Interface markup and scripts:
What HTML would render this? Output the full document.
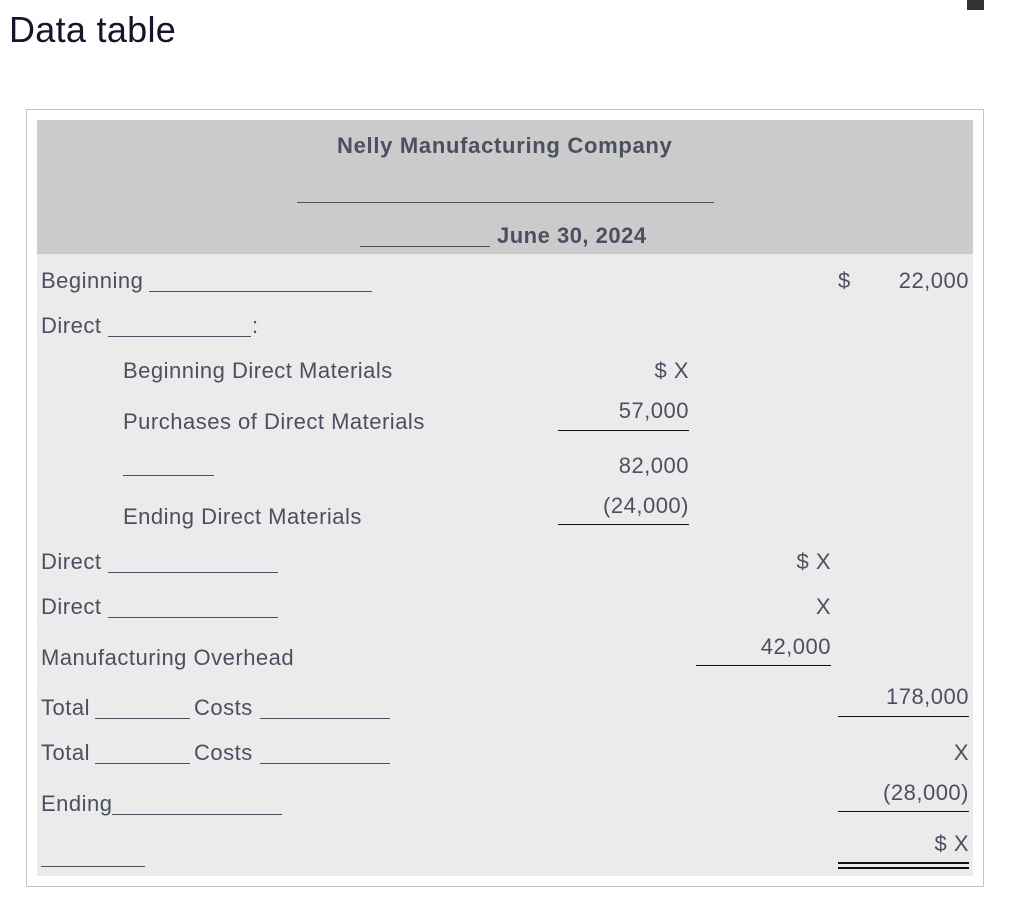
<!DOCTYPE html>
<html><head><meta charset="utf-8"><style>
body{margin:0;width:1020px;height:914px;background:#fff;position:relative;font-family:"Liberation Sans",Arial,sans-serif;overflow:hidden}
.t{position:absolute;font-size:22px;letter-spacing:0.5px;line-height:24px;color:#4b5060;white-space:nowrap}
.r{text-align:right}
.l{position:absolute;height:0;border-top:1.5px solid #4b5060}
.k{position:absolute;height:0;border-top:1.5px solid #111}
</style></head><body>
<div style="position:absolute;left:9px;top:9px;font-size:36px;color:#14142b;letter-spacing:0.3px">Data table</div>
<div style="position:absolute;left:967px;top:0;width:17px;height:10px;background:#333"></div>
<div style="position:absolute;left:26px;top:109px;width:956px;height:776px;border:1px solid #c4c4c4"></div>
<div style="position:absolute;left:37px;top:120px;width:936px;height:134px;background:#cbcbcb"></div>
<div style="position:absolute;left:37px;top:254px;width:936px;height:622px;background:#ebebeb"></div>

<div class="t" style="left:337px;top:134px;font-weight:bold;letter-spacing:0.7px">Nelly Manufacturing Company</div>
<div class="l" style="left:297px;top:202px;width:417px"></div>
<div class="l" style="left:360px;top:246px;width:130px"></div>
<div class="t" style="left:497px;top:224px;font-weight:bold">June 30, 2024</div>

<div class="t" style="left:41px;top:269px">Beginning</div>
<div class="l" style="left:149px;top:291px;width:223px"></div>
<div class="t" style="left:838px;top:269px">$</div>
<div class="t r" style="right:51px;top:269px">22,000</div>

<div class="t" style="left:41px;top:314px">Direct</div>
<div class="l" style="left:108px;top:336px;width:143px"></div>
<div class="t" style="left:252px;top:314px">:</div>

<div class="t" style="left:123px;top:359px">Beginning Direct Materials</div>
<div class="t r" style="right:331px;top:359px">$ X</div>
<div class="t" style="left:123px;top:410px">Purchases of Direct Materials</div>
<div class="t r" style="right:331px;top:399px">57,000</div>
<div class="k" style="left:558px;top:430px;width:131px"></div>
<div class="l" style="left:123px;top:475px;width:91px"></div>
<div class="t r" style="right:331px;top:454px">82,000</div>
<div class="t" style="left:123px;top:505px">Ending Direct Materials</div>
<div class="t r" style="right:331px;top:494px">(24,000)</div>
<div class="k" style="left:558px;top:524px;width:131px"></div>

<div class="t" style="left:41px;top:550px">Direct</div>
<div class="l" style="left:108px;top:572px;width:170px"></div>
<div class="t r" style="right:189px;top:550px">$ X</div>
<div class="t" style="left:41px;top:595px">Direct</div>
<div class="l" style="left:108px;top:617px;width:170px"></div>
<div class="t r" style="right:189px;top:595px">X</div>
<div class="t" style="left:41px;top:646px">Manufacturing Overhead</div>
<div class="t r" style="right:189px;top:635px">42,000</div>
<div class="k" style="left:696px;top:665px;width:135px"></div>

<div class="t" style="left:41px;top:696px">Total</div>
<div class="l" style="left:95px;top:718px;width:95px"></div>
<div class="t" style="left:194px;top:696px">Costs</div>
<div class="l" style="left:260px;top:718px;width:130px"></div>
<div class="t r" style="right:51px;top:685px">178,000</div>
<div class="k" style="left:838px;top:716px;width:131px"></div>

<div class="t" style="left:41px;top:741px">Total</div>
<div class="l" style="left:95px;top:763px;width:95px"></div>
<div class="t" style="left:194px;top:741px">Costs</div>
<div class="l" style="left:260px;top:763px;width:130px"></div>
<div class="t r" style="right:51px;top:741px">X</div>

<div class="t" style="left:41px;top:792px">Ending</div>
<div class="l" style="left:112px;top:814px;width:170px"></div>
<div class="t r" style="right:51px;top:781px">(28,000)</div>
<div class="k" style="left:838px;top:811px;width:131px"></div>
<div class="t r" style="right:51px;top:832px">$ X</div>
<div class="k" style="left:838px;top:862px;width:131px;border-top-width:2px"></div>
<div class="k" style="left:838px;top:867px;width:131px;border-top-width:2px"></div>
<div class="l" style="left:41px;top:866px;width:104px"></div>
</body></html>
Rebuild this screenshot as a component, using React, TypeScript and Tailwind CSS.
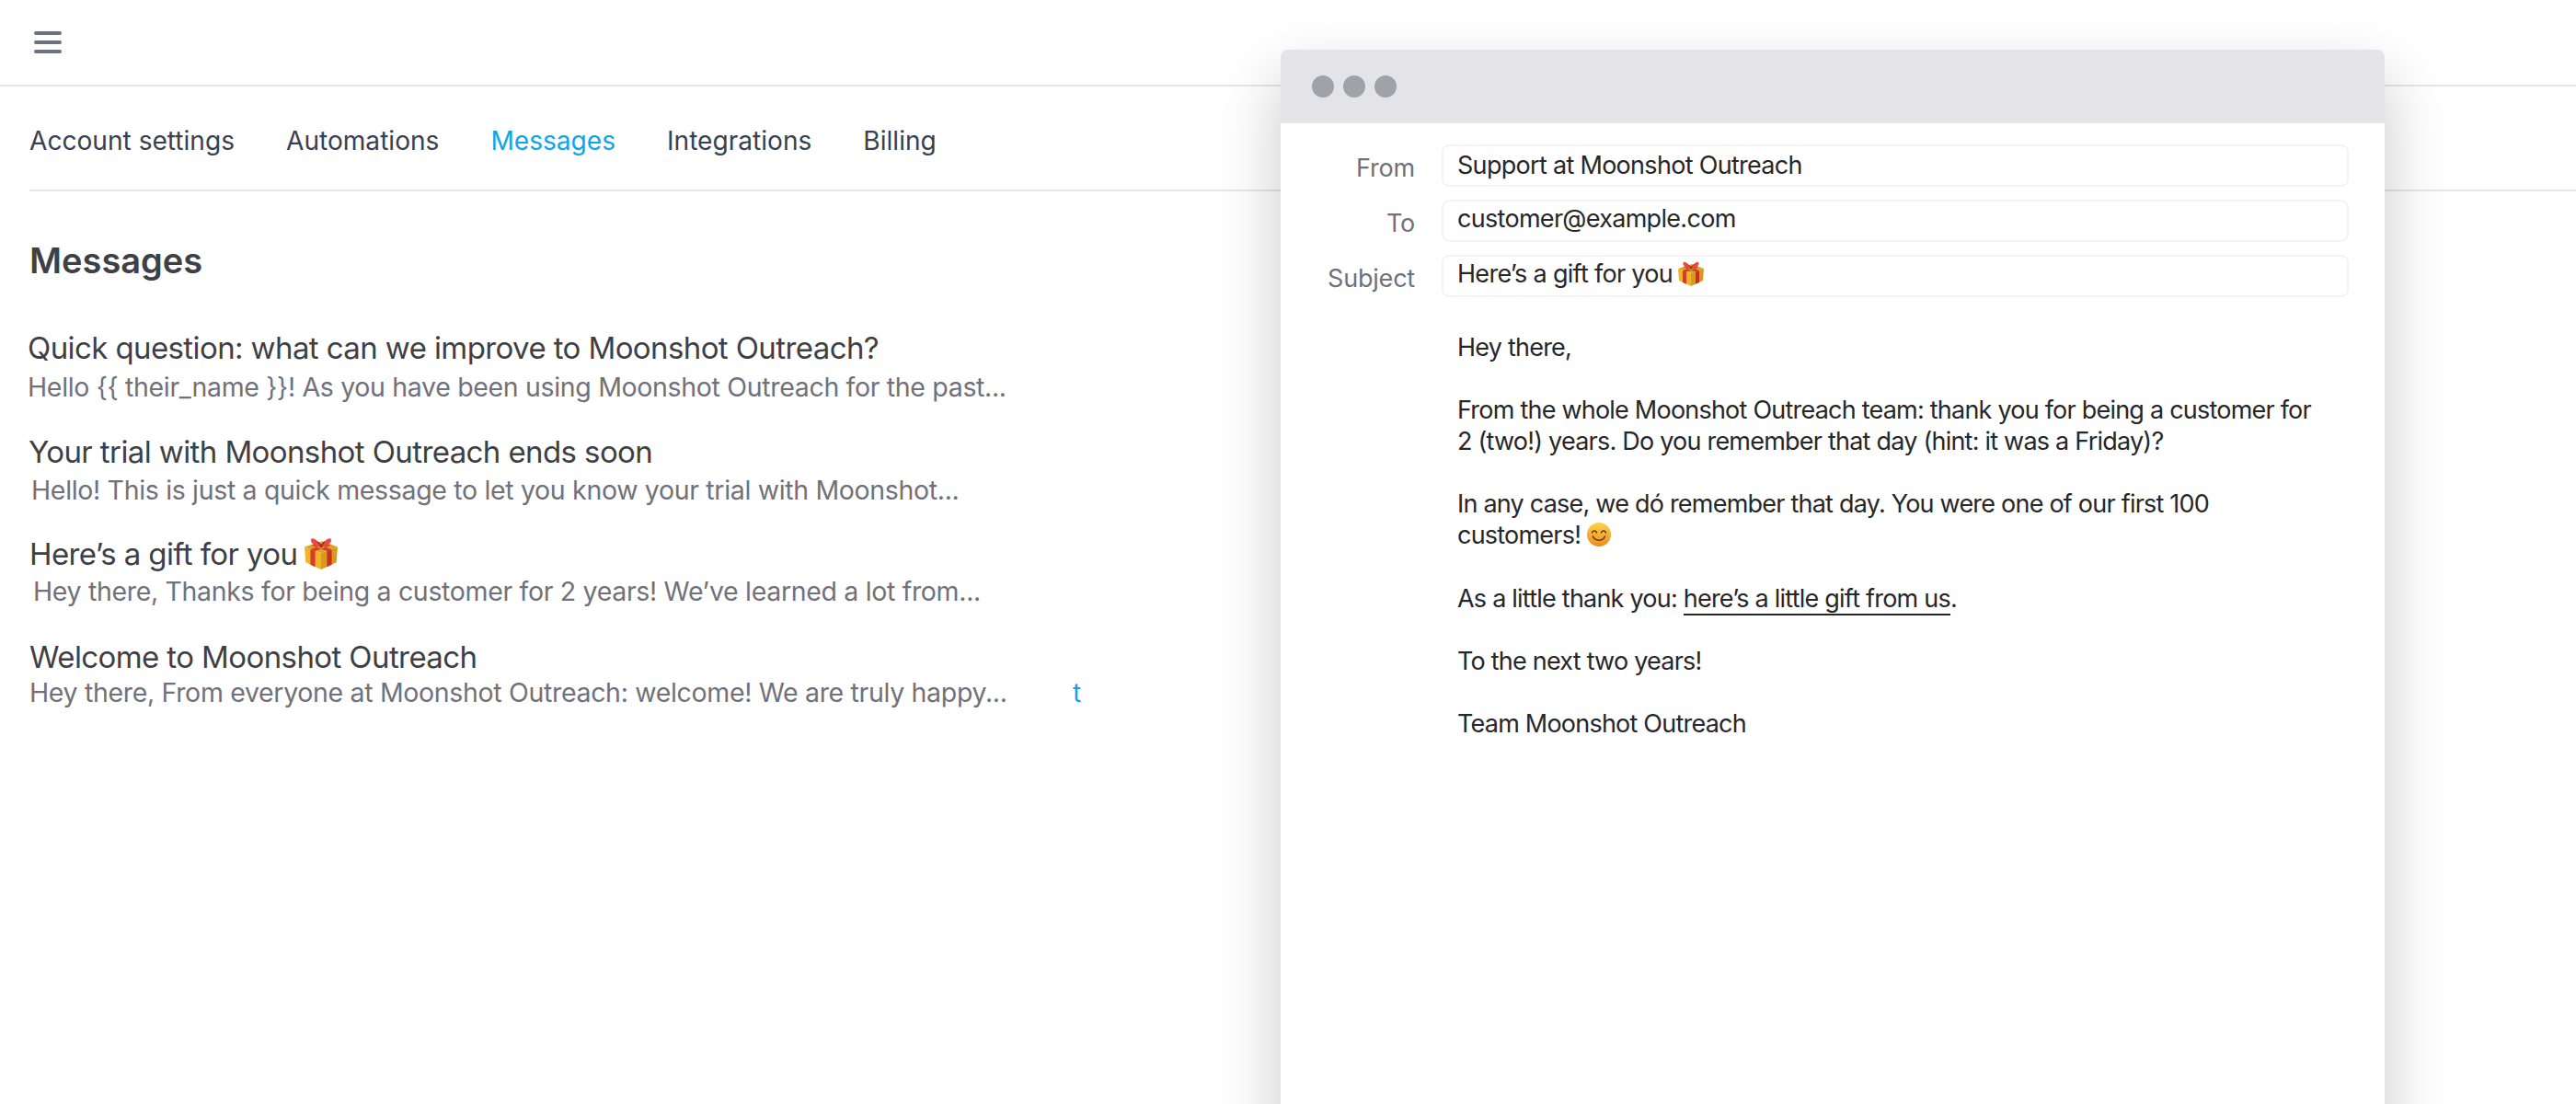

• [WHAT IS NEEDED] Print out the material word for word, omitting the pictures.

• [ANSWER TO THE EXERCISE]
What HTML would render this? Output the full document.
<!DOCTYPE html>
<html><head><meta charset="utf-8"><style>
body{margin:0;width:1020px;height:914px;background:#fff;position:relative;font-family:"Liberation Sans",Arial,sans-serif;overflow:hidden}
.t{position:absolute;font-size:22px;letter-spacing:0.5px;line-height:24px;color:#4b5060;white-space:nowrap}
.r{text-align:right}
.l{position:absolute;height:0;border-top:1.5px solid #4b5060}
.k{position:absolute;height:0;border-top:1.5px solid #111}
</style></head><body>
<div style="position:absolute;left:9px;top:9px;font-size:36px;color:#14142b;letter-spacing:0.3px">Data table</div>
<div style="position:absolute;left:967px;top:0;width:17px;height:10px;background:#333"></div>
<div style="position:absolute;left:26px;top:109px;width:956px;height:776px;border:1px solid #c4c4c4"></div>
<div style="position:absolute;left:37px;top:120px;width:936px;height:134px;background:#cbcbcb"></div>
<div style="position:absolute;left:37px;top:254px;width:936px;height:622px;background:#ebebeb"></div>

<div class="t" style="left:337px;top:134px;font-weight:bold;letter-spacing:0.7px">Nelly Manufacturing Company</div>
<div class="l" style="left:297px;top:202px;width:417px"></div>
<div class="l" style="left:360px;top:246px;width:130px"></div>
<div class="t" style="left:497px;top:224px;font-weight:bold">June 30, 2024</div>

<div class="t" style="left:41px;top:269px">Beginning</div>
<div class="l" style="left:149px;top:291px;width:223px"></div>
<div class="t" style="left:838px;top:269px">$</div>
<div class="t r" style="right:51px;top:269px">22,000</div>

<div class="t" style="left:41px;top:314px">Direct</div>
<div class="l" style="left:108px;top:336px;width:143px"></div>
<div class="t" style="left:252px;top:314px">:</div>

<div class="t" style="left:123px;top:359px">Beginning Direct Materials</div>
<div class="t r" style="right:331px;top:359px">$ X</div>
<div class="t" style="left:123px;top:410px">Purchases of Direct Materials</div>
<div class="t r" style="right:331px;top:399px">57,000</div>
<div class="k" style="left:558px;top:430px;width:131px"></div>
<div class="l" style="left:123px;top:475px;width:91px"></div>
<div class="t r" style="right:331px;top:454px">82,000</div>
<div class="t" style="left:123px;top:505px">Ending Direct Materials</div>
<div class="t r" style="right:331px;top:494px">(24,000)</div>
<div class="k" style="left:558px;top:524px;width:131px"></div>

<div class="t" style="left:41px;top:550px">Direct</div>
<div class="l" style="left:108px;top:572px;width:170px"></div>
<div class="t r" style="right:189px;top:550px">$ X</div>
<div class="t" style="left:41px;top:595px">Direct</div>
<div class="l" style="left:108px;top:617px;width:170px"></div>
<div class="t r" style="right:189px;top:595px">X</div>
<div class="t" style="left:41px;top:646px">Manufacturing Overhead</div>
<div class="t r" style="right:189px;top:635px">42,000</div>
<div class="k" style="left:696px;top:665px;width:135px"></div>

<div class="t" style="left:41px;top:696px">Total</div>
<div class="l" style="left:95px;top:718px;width:95px"></div>
<div class="t" style="left:194px;top:696px">Costs</div>
<div class="l" style="left:260px;top:718px;width:130px"></div>
<div class="t r" style="right:51px;top:685px">178,000</div>
<div class="k" style="left:838px;top:716px;width:131px"></div>

<div class="t" style="left:41px;top:741px">Total</div>
<div class="l" style="left:95px;top:763px;width:95px"></div>
<div class="t" style="left:194px;top:741px">Costs</div>
<div class="l" style="left:260px;top:763px;width:130px"></div>
<div class="t r" style="right:51px;top:741px">X</div>

<div class="t" style="left:41px;top:792px">Ending</div>
<div class="l" style="left:112px;top:814px;width:170px"></div>
<div class="t r" style="right:51px;top:781px">(28,000)</div>
<div class="k" style="left:838px;top:811px;width:131px"></div>
<div class="t r" style="right:51px;top:832px">$ X</div>
<div class="k" style="left:838px;top:862px;width:131px;border-top-width:2px"></div>
<div class="k" style="left:838px;top:867px;width:131px;border-top-width:2px"></div>
<div class="l" style="left:41px;top:866px;width:104px"></div>
</body></html>
Rebuild this screenshot as a component, using React, TypeScript and Tailwind CSS.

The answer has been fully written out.